Sono molteplici e diverse tra loro le forme di sostegno impegnate a garanzia e promozione di questo diritto. L’Italia con i tagli degli ultimi tre anni, in particolare e con la concentrazione oligopolistica che la caratterizza ha scalato in questi anni posizioni verso il basso della classifica europea dell’attenzione alla libertà ed al pluralismo dell’informazione. Con questa proposta di legge e con la nascita del Fondo per il pluralismo e l’innovazione dell’informazione il nostro Paese pare voler scegliere definitivamente di voltare pagina: contributi e incentivi certi e regole chiare e controllate non per ridurre ma per ampliare e rinnovare i soggetti che possono contribuire a questo racconto plurale del Paese.
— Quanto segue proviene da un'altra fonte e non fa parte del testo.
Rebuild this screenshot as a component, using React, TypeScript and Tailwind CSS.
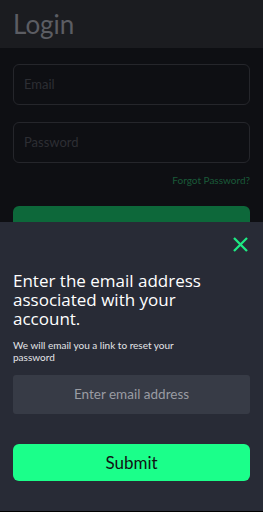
export default function App() {
  return (
    <div
      className="relative flex h-[512px] w-[263px] flex-col overflow-hidden bg-[#0e0f13]"
      style={{ fontFamily: "Lato, 'Open Sans', sans-serif" }}
    >
      <header className="flex h-[48px] items-center bg-[#1b1c20] px-[13px]">
        <h1 className="text-[26px] leading-none text-[#5c5d63]">Login</h1>
      </header>

      <main className="flex flex-col px-[13px] pt-[16px]">
        <div className="flex h-[41px] items-center rounded-[6px] border border-[#25262b] px-[10px] text-[13px] text-[#2d2e33]">
          Email
        </div>
        <div className="mt-[17px] flex h-[41px] items-center rounded-[6px] border border-[#25262b] px-[10px] text-[13px] text-[#2d2e33]">
          Password
        </div>
        <div className="mt-[10px] text-right text-[10px] text-[#1a5a39]">Forgot Password?</div>
        <div className="mt-[18px] h-[40px] rounded-[6px] bg-[#0d683a]" />
      </main>

      <section className="absolute inset-x-0 bottom-[1px] top-[222px] flex flex-col bg-[#282b36] px-[13px]">
        <div className="flex justify-end pt-[15px] pr-[2px]">
          <svg viewBox="0 0 15 15" className="h-[15px] w-[15px]" fill="none" stroke="#1ee983" strokeWidth="2.3" strokeLinecap="square">
            <path d="M1.8 1.8 13.2 13.2M13.2 1.8 1.8 13.2" />
          </svg>
        </div>
        <h2
          className="mt-[19px] w-[200px] text-[17px] leading-[19px] text-white"
          style={{ fontFamily: "'Open Sans', Lato, sans-serif" }}
        >
          Enter the email address associated with your account.
        </h2>
        <p className="mt-[11px] w-[190px] text-[10px] leading-[12px] text-[#e4e5e8]">
          We will email you a link to reset your password
        </p>
        <div className="mt-[12px] flex h-[39px] items-center justify-center rounded-[3px] bg-[#373b46] text-[13.5px] text-[#9a9ca3]">
          Enter email address
        </div>
        <button
          type="button"
          className="mt-[30px] flex h-[37px] items-center justify-center rounded-[6px] bg-[#1bff8a] text-[17px] text-[#111214]"
        >
          Submit
        </button>
      </section>
      <div className="absolute inset-x-0 bottom-0 h-[1px] bg-black" />
    </div>
  );
}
Un racconto cartaceo e online, ma anche radio e televisivo per quelle realtà che fanno informazione locale professionalmente e secondo le regole richieste; ma anche promozione di nuove start up innovative che riaprono voci in tanti ambiti e territori oscurati dalle sole logiche di mercato o processi di innovazione tecnologica ed organizzativa nelle testate cooperative e no profit esistenti: sono scelte che stanno all’interno dell’orizzonte valoriale ed etico in base al quale questo Fondo deve poter avere presto un ritorno positivo sui cittadini e sul Paese.
Una logica, quindi, che metta al centro del Fondo le condizioni in base alle quali questo assunto e questo obbiettivo, in coerenza con la Carta Costituzionale, possa essere pienamente promosso e realizzato. Per questi motivi ci aspettiamo che il Parlamento faccia proprie le nostre poche ma fondamentali proposte di modifica.